Art and Politics under Modern Dictatorships
Caterina Preda is Senior University Lecturer at the Department of Political Science, University of Bucharest, Romania. Her latest title Art and Politics under Modern Dictatorships analyzes the relationship between art and politics in two contrasting modern dictatorships.
“Art is a product that has to be sold and not given away. Why one pays for shoes and not for a sonata of Beethoven? Secondly, art should be managed with the same techniques of ‘marketing’ that are used to sell a refrigerator or a blender…”.
Cesar Sepúlveda, vice-president of the BHC (Vial) group, one of the two most important economic groups of Chile1
“The art and letters people must also have a program. I know some people say: literature and art cannot be planned. To tell you frankly I do not consider that impossible. […] As we demand to produce goods of consumption and technical goods at the level of the request, we have the same pretensions in art”.
Nicolae Ceauşescu, 19712
These two citations are the starting point of my research on the role art and politics play in dictatorships. They offer a glimpse into the extreme cases of modern dictatorships’ of the second half of the twentieth century relationships with the arts. I have thought about investigating this relationship in relation to the dictatorial state.
As an Eastern European I begun to be interested in totalitarian regimes and subsequently in the Romanian communist regime considered as an example of totalitarian regime. At the same time, I found interesting to see the differences between the Romanian regime and other dictatorships on the right. In this sense, while studying Latin American dictatorships and especially those in the Southern Cone of South America I was struck by some of the similarities of the experiences of artists. I began to interrogate this kind of similarities that in political science studies are not taken into consideration. So, my investigation began, with this curiosity of understanding how do dictatorships function, and how, from two opposite political projects on the right and on the left, they can alter the artistic worlds so profoundly. And how, in exchange artists react and help provoke a change. I find that Eastern European experiences and Latin American experiences should be studied comparatively as they offer contrasting examples of left wing and right wing regimes in the second half of the twentieth century that both were very repressive and managed to alter societies profoundly.

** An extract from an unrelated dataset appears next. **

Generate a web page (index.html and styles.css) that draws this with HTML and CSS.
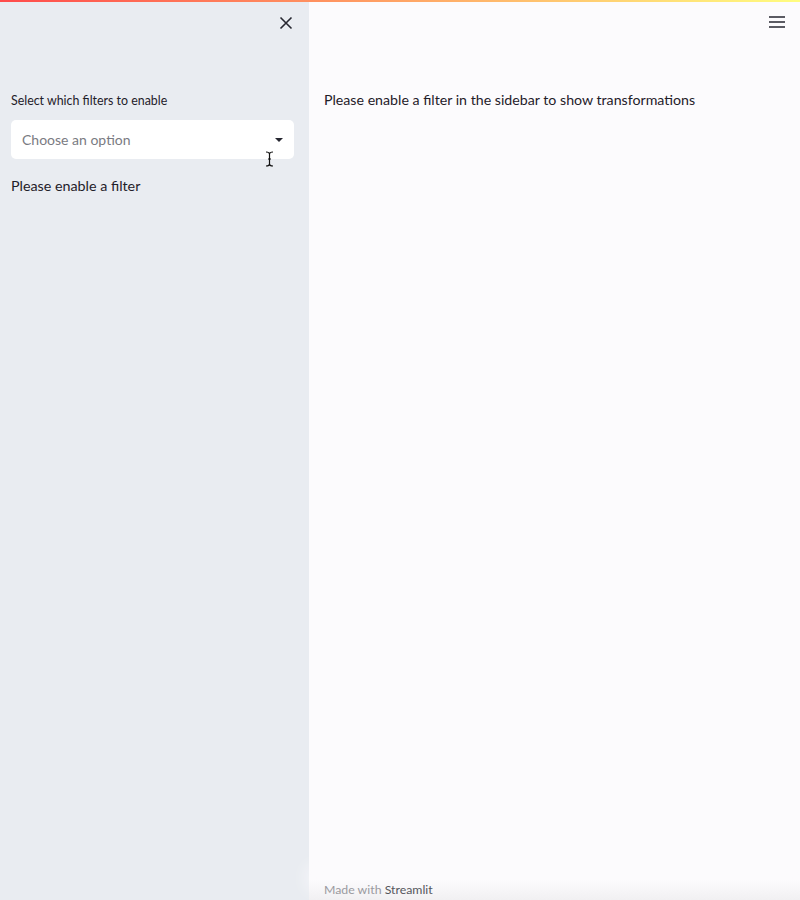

Art and politics have been the focus of my research because I find interesting how art is important for dictatorships for its symbolic power, which is able to grant legitimacy and at the same time help consolidate the regimes. Artists are also dangerous for dictatorships because they can articulate feelings and ideas which are present in societies long before the rest of the citizens, so there is this necessity of controlling their reactions, and hopefully redirect their creative energy towards the goals of the regime. By looking at art produced by the dictatorships and during the dictatorships several details concerning the functioning of the regimes become clearer. In this sense, art offers a unique lens for looking at dictatorships because it shows, for example, the inconsistencies of the regimes, the limits of domination, that artists are able to play with, often at the margins of society.
Dictatorships are unique in some measure but they always have a series of similarities. For example, in the artistic field, dictatorships always have a plan to alter the way artistic expressions are imagined, either by granting the state an important role, or on the contrary by giving freedom to private interests. Dictatorships impose an official policy to be followed by art, they censor any dissenting artwork and depending on the ideological project they support, demand artists comply with the new canon. Some right wing dictatorships tend to rather limit the pluralism of artistic expressions, to marginalize those that are not helpful to the official policies, and cut any state aid to cultural infrastructures. Left wing dictatorships tend to officially grant an important part of the state subsidies to artistic projects, but only in as much as these comply with the ideological and formal criteria they support.
Comparing their strategies could be fruitful for our understanding of the role art and artists play in the building of legitimacy of dictatorial regimes. Artists’ dissenting voices come together in their opposition to the political power.
1 Cesar Sepúlveda, El Mercurio, 5 August 1979 quoted by Anny Rivera, Transformaciones culturales y movimiento artístico en el orden autoritario (Santiago: CENECA, 1983), 43.
2 Liviu Maliţa (ed.) Ceauşescu, critic literar (Bucureşti: Editura Vremea, 2007), 49.